● **Stored data**:
___

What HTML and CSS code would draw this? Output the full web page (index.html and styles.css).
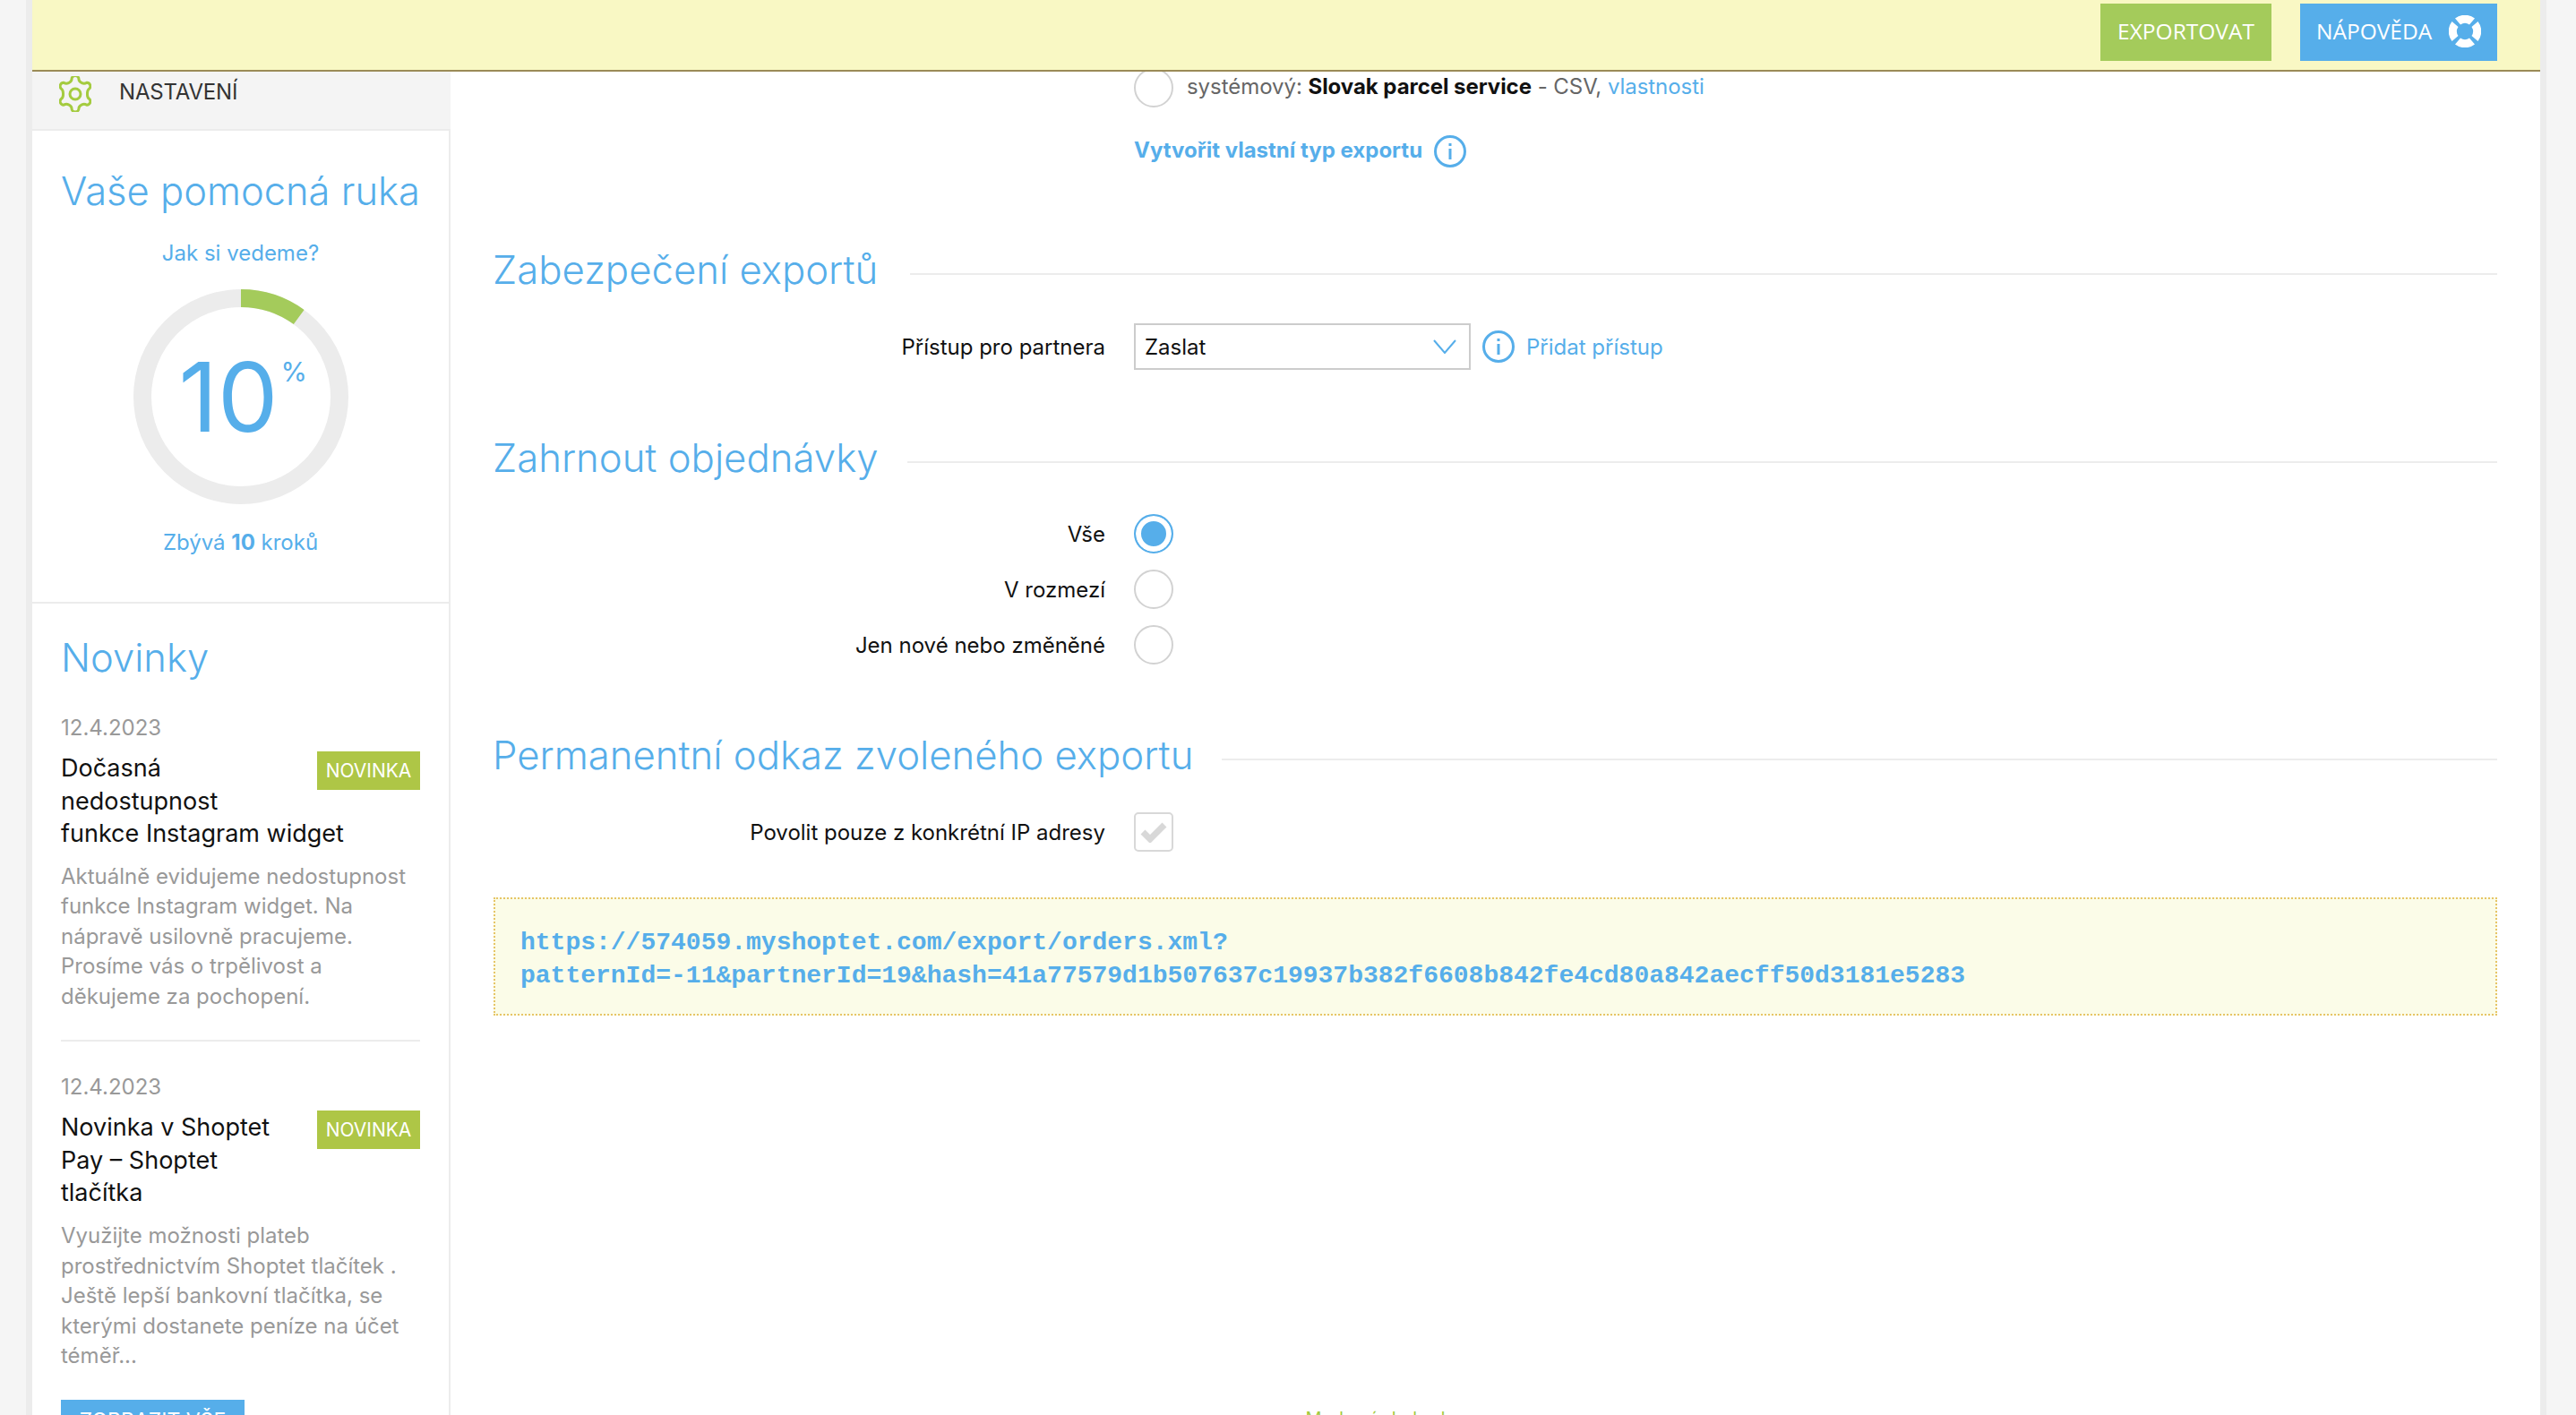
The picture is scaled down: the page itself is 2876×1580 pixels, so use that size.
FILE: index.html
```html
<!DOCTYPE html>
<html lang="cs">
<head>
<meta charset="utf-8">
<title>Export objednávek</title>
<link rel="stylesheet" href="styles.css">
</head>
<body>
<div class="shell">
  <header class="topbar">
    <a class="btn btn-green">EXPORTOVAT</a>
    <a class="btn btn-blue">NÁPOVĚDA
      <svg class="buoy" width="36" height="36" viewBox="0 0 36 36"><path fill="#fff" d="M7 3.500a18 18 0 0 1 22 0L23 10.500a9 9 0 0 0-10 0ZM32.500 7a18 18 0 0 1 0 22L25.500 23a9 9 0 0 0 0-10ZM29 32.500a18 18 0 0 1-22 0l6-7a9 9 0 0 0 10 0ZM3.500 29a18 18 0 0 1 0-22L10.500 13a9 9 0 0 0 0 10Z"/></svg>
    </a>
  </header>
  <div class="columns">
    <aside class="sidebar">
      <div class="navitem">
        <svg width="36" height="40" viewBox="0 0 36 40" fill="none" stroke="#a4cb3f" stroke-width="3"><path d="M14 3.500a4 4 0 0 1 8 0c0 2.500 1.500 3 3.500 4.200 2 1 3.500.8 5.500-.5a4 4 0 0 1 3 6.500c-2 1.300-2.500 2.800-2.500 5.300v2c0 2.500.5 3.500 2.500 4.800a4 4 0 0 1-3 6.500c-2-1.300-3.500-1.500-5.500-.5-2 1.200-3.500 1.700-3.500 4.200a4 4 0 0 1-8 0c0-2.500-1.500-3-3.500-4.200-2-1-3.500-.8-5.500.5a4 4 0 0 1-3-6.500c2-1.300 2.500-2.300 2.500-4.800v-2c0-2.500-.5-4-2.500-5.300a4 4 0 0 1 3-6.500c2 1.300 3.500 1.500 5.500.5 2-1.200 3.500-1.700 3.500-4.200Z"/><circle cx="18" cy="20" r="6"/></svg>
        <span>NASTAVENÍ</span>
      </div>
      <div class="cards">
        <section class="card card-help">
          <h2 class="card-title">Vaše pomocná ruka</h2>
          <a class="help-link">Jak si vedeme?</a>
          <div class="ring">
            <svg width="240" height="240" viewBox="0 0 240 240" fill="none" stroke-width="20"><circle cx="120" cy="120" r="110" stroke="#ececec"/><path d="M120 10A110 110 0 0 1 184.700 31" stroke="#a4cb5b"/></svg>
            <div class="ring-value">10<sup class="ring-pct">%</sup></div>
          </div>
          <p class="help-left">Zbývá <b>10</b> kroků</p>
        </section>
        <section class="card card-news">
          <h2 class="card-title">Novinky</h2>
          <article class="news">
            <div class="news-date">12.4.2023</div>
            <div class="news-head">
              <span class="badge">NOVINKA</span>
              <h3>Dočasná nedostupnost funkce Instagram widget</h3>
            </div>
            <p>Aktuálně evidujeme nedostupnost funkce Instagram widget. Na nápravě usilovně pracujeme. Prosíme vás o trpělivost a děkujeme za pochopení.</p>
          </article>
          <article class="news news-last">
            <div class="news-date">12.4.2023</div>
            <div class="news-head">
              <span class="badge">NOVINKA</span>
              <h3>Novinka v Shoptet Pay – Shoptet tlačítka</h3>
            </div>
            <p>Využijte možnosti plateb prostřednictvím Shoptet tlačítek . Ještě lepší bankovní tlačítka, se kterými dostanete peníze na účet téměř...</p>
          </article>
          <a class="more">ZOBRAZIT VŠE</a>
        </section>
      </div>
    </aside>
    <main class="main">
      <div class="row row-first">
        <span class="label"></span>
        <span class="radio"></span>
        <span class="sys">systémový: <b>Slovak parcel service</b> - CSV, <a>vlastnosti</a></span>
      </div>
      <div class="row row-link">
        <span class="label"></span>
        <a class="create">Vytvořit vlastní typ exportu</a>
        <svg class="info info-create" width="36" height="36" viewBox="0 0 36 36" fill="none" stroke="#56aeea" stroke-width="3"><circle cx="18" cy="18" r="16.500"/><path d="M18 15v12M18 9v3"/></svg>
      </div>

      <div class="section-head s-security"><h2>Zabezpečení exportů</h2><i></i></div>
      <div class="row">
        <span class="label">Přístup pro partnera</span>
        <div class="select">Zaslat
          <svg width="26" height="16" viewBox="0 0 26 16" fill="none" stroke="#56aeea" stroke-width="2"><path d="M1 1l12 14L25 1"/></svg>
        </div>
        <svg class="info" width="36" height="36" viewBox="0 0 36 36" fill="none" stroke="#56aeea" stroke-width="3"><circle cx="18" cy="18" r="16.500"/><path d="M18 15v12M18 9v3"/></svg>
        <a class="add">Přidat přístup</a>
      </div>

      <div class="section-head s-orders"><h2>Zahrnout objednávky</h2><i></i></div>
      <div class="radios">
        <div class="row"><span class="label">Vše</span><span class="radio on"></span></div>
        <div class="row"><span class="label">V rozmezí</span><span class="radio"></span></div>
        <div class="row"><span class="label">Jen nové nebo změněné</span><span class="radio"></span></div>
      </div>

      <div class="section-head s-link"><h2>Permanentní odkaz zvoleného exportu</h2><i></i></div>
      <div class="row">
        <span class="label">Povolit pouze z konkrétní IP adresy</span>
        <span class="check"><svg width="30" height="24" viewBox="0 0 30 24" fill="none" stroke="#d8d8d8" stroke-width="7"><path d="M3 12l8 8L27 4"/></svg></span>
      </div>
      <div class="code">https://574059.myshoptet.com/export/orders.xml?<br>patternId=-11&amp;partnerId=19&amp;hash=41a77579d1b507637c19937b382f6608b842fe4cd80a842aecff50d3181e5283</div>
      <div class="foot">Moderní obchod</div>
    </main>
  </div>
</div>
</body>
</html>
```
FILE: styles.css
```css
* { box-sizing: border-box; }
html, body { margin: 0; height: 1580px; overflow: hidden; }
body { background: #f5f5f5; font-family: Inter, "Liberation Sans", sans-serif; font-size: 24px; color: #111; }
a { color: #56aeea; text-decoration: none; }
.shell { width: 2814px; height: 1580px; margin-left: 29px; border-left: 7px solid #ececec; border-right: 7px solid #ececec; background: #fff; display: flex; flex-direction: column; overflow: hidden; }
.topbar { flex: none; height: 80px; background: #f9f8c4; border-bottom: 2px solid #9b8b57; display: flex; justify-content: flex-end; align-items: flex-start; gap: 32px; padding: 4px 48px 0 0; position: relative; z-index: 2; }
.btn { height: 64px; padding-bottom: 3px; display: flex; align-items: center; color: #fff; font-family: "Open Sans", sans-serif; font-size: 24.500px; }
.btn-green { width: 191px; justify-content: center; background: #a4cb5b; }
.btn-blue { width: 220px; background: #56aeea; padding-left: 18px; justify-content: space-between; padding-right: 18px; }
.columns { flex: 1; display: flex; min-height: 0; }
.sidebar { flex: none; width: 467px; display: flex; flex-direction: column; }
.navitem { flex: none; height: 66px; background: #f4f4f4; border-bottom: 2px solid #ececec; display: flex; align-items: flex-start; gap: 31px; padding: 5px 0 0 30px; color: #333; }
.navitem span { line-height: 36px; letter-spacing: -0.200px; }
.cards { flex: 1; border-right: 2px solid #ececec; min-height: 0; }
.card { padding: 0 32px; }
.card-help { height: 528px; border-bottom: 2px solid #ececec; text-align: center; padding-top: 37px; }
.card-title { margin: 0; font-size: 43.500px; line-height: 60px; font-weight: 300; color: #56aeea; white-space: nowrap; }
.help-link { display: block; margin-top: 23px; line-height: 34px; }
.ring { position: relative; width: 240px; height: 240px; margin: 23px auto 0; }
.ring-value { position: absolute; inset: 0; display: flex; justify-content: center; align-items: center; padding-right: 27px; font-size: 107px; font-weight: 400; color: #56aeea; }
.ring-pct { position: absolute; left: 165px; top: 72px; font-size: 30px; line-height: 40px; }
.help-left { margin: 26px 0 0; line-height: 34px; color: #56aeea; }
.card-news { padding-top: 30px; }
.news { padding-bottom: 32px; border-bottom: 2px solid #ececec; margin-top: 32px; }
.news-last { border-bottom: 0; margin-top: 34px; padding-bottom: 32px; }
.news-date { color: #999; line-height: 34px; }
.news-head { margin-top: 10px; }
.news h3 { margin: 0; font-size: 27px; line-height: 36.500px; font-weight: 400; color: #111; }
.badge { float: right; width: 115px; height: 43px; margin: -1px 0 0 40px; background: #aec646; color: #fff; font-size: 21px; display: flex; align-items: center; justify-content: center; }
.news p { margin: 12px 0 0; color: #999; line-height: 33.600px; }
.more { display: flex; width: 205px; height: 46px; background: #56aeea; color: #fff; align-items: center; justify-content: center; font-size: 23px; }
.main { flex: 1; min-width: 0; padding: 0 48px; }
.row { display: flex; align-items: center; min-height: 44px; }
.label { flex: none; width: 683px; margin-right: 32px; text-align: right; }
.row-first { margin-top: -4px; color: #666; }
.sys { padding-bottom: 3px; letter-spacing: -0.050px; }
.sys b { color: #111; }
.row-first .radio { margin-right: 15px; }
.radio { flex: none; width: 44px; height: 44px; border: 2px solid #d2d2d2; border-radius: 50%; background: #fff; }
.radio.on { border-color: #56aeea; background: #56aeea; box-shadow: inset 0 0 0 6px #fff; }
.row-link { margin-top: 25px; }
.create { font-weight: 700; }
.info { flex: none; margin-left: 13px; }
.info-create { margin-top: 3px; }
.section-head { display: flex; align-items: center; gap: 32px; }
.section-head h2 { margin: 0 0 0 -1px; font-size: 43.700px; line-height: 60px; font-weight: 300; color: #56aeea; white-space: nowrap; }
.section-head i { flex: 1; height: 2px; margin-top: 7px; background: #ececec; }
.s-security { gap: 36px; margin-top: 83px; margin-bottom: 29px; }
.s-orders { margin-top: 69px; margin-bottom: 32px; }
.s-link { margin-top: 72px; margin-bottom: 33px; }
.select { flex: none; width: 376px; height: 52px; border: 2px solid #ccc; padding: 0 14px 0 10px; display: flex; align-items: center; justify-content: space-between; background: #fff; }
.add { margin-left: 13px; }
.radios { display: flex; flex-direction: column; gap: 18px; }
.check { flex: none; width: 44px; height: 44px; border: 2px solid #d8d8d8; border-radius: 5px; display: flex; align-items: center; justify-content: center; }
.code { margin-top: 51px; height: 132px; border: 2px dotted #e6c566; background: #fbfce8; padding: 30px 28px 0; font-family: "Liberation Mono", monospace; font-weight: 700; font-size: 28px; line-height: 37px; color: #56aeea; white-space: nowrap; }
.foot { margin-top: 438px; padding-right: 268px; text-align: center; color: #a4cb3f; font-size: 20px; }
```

___

● **Aim of the task**: Copy each line holding the word "index" from the listing above.

● **Result of this task**:
What HTML and CSS code would draw this? Output the full web page (index.html and styles.css).
FILE: index.html
.topbar { flex: none; height: 80px; background: #f9f8c4; border-bottom: 2px solid #9b8b57; display: flex; justify-content: flex-end; align-items: flex-start; gap: 32px; padding: 4px 48px 0 0; position: relative; z-index: 2; }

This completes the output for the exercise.